▶ Exercise instructions
Scan the data below for the string "index". Copy every line where it appears.

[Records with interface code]
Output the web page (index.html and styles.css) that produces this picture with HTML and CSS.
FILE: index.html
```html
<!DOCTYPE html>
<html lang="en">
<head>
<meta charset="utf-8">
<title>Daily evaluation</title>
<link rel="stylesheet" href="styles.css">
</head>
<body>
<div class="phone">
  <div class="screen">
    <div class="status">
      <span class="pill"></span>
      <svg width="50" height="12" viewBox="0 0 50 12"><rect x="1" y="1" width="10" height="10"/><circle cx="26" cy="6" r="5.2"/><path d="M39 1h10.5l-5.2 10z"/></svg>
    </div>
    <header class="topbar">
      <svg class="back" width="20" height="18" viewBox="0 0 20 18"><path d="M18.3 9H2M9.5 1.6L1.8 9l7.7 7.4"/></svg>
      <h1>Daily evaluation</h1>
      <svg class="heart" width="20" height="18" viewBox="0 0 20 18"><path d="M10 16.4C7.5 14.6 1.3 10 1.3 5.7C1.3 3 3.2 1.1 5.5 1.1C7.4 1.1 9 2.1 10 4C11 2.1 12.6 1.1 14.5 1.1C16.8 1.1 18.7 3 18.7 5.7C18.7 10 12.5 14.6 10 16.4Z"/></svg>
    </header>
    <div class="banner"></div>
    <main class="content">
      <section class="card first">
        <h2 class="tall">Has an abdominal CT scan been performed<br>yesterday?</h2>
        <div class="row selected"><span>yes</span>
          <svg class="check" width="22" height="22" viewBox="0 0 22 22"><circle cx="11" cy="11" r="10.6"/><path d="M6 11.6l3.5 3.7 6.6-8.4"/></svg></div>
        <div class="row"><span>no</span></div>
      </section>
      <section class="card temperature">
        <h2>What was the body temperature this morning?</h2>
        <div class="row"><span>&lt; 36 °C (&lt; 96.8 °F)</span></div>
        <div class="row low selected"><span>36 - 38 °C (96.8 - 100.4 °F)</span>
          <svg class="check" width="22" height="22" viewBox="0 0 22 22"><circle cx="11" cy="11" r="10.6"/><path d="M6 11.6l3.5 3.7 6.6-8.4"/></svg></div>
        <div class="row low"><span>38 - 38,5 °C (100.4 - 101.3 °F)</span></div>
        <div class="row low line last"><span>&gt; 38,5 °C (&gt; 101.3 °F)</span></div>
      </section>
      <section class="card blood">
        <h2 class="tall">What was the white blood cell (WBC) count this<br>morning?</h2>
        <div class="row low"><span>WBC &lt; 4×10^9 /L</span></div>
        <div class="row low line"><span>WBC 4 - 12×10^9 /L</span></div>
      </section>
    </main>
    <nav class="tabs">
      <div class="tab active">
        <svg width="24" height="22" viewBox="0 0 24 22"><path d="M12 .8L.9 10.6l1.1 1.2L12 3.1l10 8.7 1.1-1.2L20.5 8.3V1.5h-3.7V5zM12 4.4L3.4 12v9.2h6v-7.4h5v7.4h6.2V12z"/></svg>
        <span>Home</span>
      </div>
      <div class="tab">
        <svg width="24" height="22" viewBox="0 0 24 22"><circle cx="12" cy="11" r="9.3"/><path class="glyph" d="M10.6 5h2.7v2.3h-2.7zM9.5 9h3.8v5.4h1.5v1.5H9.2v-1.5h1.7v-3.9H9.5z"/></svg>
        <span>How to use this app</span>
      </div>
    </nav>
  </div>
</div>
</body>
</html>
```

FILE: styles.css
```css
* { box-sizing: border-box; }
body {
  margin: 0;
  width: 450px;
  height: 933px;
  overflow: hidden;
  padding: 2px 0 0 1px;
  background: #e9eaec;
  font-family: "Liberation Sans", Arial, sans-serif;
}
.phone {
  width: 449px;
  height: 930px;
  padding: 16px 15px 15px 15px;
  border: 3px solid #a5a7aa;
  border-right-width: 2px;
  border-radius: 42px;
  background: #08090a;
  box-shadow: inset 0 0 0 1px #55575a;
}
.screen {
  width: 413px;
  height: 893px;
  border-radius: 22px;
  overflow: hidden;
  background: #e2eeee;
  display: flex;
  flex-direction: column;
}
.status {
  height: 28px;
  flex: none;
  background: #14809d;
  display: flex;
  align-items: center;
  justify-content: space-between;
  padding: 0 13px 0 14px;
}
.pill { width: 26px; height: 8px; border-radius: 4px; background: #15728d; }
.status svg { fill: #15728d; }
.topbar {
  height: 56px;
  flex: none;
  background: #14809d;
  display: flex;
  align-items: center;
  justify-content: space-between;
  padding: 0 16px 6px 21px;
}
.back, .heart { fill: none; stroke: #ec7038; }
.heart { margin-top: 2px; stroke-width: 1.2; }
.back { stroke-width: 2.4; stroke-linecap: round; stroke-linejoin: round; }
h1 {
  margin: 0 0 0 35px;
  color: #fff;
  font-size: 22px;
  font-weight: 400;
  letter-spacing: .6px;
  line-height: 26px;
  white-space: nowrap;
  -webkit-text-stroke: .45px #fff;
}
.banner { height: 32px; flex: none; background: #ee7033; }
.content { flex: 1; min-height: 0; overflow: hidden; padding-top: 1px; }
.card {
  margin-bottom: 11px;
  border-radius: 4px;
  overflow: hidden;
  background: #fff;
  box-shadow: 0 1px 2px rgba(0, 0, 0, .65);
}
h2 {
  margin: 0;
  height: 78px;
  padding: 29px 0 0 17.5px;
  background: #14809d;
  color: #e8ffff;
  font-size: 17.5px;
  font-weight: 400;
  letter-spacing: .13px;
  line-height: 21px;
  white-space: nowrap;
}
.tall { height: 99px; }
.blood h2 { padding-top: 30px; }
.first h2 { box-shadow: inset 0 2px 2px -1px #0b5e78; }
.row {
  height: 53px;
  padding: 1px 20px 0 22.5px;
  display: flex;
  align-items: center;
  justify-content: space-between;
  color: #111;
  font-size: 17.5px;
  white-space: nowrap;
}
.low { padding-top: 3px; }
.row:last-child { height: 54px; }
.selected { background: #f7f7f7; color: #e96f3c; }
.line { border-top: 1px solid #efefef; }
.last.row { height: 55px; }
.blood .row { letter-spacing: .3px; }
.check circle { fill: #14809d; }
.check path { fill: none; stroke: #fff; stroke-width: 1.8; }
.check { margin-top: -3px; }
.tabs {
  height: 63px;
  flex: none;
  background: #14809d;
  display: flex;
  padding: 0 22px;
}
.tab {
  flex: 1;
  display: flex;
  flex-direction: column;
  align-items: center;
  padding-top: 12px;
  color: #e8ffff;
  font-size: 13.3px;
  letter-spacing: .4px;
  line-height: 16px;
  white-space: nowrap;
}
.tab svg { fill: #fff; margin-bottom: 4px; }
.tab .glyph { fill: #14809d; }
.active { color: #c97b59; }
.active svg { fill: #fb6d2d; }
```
--
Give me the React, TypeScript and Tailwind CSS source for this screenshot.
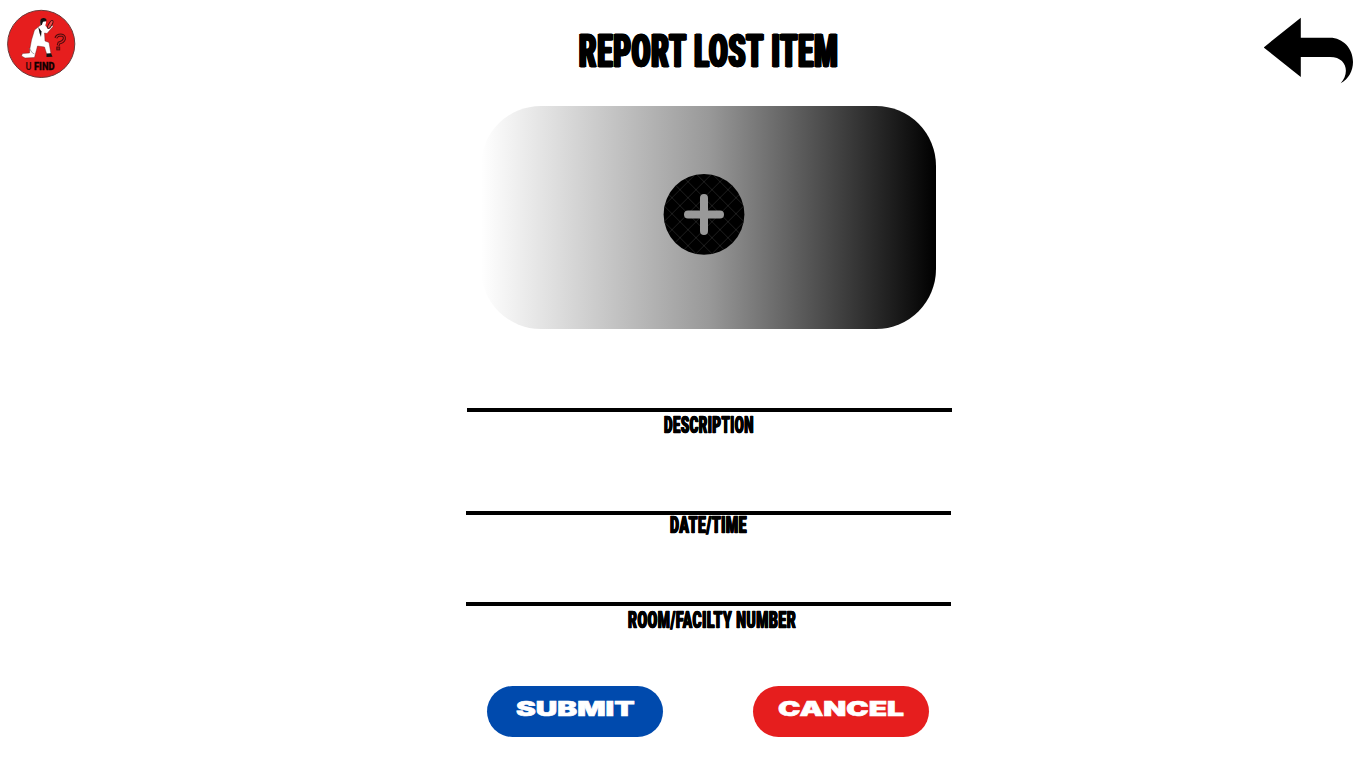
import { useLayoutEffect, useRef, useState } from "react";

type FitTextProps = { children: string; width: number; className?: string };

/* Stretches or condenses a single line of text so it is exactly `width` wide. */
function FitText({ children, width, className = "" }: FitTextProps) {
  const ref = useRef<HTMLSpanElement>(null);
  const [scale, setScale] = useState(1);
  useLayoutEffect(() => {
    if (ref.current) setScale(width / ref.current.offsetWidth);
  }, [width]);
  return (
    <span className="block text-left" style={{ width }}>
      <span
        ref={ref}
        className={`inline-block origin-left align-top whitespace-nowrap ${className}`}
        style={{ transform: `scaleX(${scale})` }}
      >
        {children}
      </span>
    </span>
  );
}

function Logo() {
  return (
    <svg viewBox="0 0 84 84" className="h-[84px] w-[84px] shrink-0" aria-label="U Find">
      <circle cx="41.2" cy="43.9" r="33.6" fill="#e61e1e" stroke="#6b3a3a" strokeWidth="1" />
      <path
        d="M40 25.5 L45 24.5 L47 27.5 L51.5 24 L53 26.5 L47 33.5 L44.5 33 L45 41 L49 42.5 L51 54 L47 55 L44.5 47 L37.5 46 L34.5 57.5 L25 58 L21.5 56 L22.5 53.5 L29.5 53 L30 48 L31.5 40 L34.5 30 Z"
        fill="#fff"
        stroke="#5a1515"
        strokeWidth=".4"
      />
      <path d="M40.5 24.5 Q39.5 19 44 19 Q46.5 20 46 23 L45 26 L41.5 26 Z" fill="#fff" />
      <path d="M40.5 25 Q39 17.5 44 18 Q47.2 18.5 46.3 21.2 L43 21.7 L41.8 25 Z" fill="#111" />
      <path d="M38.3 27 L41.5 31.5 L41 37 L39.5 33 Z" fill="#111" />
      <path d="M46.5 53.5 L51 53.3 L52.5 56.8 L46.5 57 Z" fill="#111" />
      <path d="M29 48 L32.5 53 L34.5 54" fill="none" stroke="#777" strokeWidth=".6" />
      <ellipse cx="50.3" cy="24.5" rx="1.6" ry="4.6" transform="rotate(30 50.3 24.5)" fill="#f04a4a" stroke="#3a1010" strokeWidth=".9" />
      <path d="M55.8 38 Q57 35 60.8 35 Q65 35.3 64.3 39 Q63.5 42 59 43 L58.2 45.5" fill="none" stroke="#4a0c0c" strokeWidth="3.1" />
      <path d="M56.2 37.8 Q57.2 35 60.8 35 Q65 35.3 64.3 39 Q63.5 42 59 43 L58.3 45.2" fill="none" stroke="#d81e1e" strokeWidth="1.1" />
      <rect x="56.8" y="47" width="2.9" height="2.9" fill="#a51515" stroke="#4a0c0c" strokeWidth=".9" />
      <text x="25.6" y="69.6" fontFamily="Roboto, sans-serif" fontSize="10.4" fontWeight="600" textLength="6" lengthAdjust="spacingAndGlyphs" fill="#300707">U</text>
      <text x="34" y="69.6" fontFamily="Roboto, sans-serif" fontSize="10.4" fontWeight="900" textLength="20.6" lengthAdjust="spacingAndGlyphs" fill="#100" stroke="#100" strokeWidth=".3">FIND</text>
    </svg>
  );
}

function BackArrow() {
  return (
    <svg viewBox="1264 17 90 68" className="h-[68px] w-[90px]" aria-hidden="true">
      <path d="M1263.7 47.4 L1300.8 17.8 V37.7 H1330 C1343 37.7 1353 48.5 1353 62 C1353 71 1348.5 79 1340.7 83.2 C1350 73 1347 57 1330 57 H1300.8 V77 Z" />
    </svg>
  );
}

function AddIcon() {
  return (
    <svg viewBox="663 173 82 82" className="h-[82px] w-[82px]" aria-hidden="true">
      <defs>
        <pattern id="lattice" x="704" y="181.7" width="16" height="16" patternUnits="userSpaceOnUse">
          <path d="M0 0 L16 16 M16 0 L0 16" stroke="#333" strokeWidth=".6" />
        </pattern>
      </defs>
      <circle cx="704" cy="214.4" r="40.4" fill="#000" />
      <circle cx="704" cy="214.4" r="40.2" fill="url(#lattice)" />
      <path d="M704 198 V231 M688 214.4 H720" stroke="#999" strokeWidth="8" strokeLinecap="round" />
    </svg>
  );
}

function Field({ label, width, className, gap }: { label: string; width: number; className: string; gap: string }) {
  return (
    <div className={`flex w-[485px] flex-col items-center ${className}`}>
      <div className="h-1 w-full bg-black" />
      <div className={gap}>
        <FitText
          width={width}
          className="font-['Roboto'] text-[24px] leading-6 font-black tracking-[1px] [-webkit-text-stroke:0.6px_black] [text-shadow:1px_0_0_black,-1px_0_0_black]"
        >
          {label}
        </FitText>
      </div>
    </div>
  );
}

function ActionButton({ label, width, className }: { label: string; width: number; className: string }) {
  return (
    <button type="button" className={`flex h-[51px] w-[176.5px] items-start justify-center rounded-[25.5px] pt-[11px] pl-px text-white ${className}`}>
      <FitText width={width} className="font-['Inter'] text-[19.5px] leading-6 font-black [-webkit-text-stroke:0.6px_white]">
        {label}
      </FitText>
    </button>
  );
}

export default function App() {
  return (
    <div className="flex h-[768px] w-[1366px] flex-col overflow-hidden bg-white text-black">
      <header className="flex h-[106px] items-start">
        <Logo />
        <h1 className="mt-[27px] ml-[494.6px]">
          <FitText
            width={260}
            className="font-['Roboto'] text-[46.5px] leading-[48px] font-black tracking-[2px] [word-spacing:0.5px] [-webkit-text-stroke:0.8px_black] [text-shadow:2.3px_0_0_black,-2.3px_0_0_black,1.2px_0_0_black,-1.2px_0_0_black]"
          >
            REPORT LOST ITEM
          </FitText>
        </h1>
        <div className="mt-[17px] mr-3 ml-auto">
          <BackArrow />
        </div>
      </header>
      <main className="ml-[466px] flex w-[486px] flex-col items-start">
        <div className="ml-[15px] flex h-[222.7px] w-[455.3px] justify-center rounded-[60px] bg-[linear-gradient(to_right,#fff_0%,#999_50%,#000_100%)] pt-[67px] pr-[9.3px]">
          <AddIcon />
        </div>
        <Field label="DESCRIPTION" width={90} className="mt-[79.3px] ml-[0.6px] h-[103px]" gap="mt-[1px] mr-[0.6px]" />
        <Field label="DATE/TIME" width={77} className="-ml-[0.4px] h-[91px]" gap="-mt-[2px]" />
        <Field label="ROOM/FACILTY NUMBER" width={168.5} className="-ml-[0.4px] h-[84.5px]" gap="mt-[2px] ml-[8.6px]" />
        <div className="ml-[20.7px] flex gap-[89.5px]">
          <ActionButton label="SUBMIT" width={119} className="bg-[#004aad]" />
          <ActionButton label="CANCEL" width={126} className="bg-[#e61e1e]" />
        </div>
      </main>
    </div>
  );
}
--
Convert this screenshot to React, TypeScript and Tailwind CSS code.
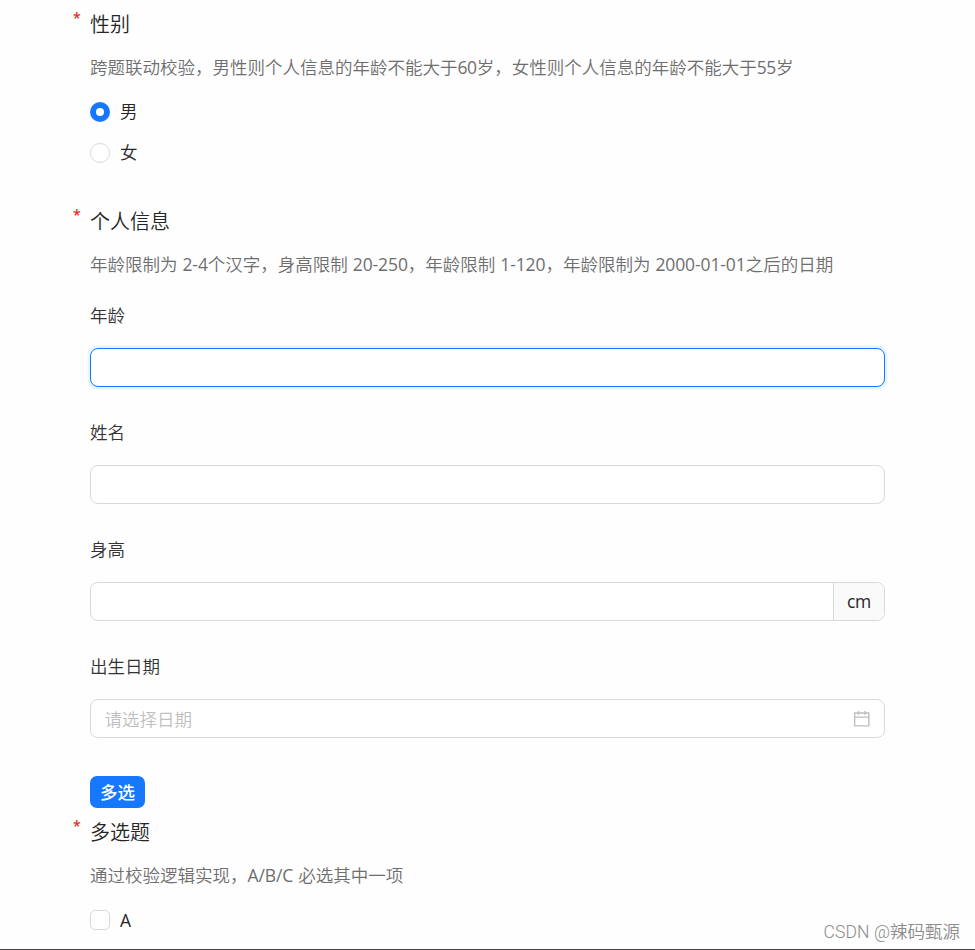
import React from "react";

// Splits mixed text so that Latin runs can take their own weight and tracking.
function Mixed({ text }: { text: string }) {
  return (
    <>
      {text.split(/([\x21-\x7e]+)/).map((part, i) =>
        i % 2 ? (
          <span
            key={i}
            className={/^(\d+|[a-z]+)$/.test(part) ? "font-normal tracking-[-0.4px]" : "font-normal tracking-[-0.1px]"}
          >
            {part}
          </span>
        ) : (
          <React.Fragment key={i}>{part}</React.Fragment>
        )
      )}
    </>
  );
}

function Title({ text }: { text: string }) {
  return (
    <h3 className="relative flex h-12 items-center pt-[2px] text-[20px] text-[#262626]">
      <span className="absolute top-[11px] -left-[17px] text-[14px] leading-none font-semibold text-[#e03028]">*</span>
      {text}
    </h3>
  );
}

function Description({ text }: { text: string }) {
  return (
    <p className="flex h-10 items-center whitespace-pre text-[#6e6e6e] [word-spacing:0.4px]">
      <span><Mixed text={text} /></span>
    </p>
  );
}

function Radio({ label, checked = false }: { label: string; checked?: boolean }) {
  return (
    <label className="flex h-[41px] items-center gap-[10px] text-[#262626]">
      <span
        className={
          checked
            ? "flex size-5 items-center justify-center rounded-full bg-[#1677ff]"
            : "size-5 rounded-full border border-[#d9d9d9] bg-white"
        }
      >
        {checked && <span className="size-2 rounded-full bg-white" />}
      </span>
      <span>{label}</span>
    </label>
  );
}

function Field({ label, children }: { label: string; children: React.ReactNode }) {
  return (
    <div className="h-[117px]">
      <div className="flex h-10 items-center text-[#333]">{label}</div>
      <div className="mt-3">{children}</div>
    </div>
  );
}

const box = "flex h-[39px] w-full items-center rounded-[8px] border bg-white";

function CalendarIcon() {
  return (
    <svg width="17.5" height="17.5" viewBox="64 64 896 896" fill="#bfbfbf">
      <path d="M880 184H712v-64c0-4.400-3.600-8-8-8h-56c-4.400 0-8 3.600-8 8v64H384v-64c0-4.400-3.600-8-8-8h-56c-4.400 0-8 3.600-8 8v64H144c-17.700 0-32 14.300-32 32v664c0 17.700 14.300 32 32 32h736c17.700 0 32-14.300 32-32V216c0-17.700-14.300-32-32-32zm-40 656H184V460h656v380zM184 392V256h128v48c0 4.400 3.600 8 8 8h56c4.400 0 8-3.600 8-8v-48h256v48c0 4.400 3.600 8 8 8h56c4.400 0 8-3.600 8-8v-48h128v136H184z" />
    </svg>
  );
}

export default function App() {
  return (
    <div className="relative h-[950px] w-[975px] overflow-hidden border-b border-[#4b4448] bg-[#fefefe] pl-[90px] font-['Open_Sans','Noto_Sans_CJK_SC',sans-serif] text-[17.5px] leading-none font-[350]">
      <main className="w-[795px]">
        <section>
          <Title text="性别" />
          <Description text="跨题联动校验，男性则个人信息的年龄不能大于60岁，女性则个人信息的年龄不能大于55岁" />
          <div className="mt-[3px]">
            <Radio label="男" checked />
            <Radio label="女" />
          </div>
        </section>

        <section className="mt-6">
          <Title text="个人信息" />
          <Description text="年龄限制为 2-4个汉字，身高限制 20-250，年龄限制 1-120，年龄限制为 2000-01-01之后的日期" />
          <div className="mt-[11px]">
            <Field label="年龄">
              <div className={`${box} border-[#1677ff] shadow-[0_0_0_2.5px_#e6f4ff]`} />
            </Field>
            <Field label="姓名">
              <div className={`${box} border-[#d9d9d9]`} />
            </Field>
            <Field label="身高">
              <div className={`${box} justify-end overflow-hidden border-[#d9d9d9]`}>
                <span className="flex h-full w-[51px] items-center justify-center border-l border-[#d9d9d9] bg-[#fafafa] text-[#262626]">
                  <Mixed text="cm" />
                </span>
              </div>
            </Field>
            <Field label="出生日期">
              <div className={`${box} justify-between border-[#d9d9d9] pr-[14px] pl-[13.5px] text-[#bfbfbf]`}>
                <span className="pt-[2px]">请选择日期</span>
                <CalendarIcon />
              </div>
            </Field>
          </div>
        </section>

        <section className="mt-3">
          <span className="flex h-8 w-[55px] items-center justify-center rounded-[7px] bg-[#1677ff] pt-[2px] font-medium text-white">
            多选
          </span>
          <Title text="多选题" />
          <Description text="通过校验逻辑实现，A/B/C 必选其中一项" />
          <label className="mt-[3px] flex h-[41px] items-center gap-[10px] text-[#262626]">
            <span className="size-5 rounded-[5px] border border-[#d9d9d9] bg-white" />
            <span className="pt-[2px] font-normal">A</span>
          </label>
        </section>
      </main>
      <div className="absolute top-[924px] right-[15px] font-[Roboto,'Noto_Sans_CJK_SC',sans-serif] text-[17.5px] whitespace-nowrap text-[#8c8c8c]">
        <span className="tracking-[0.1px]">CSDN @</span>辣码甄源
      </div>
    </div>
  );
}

▶ Final result
Output the web page (index.html and styles.css) that produces this picture with HTML and CSS.
FILE: index.html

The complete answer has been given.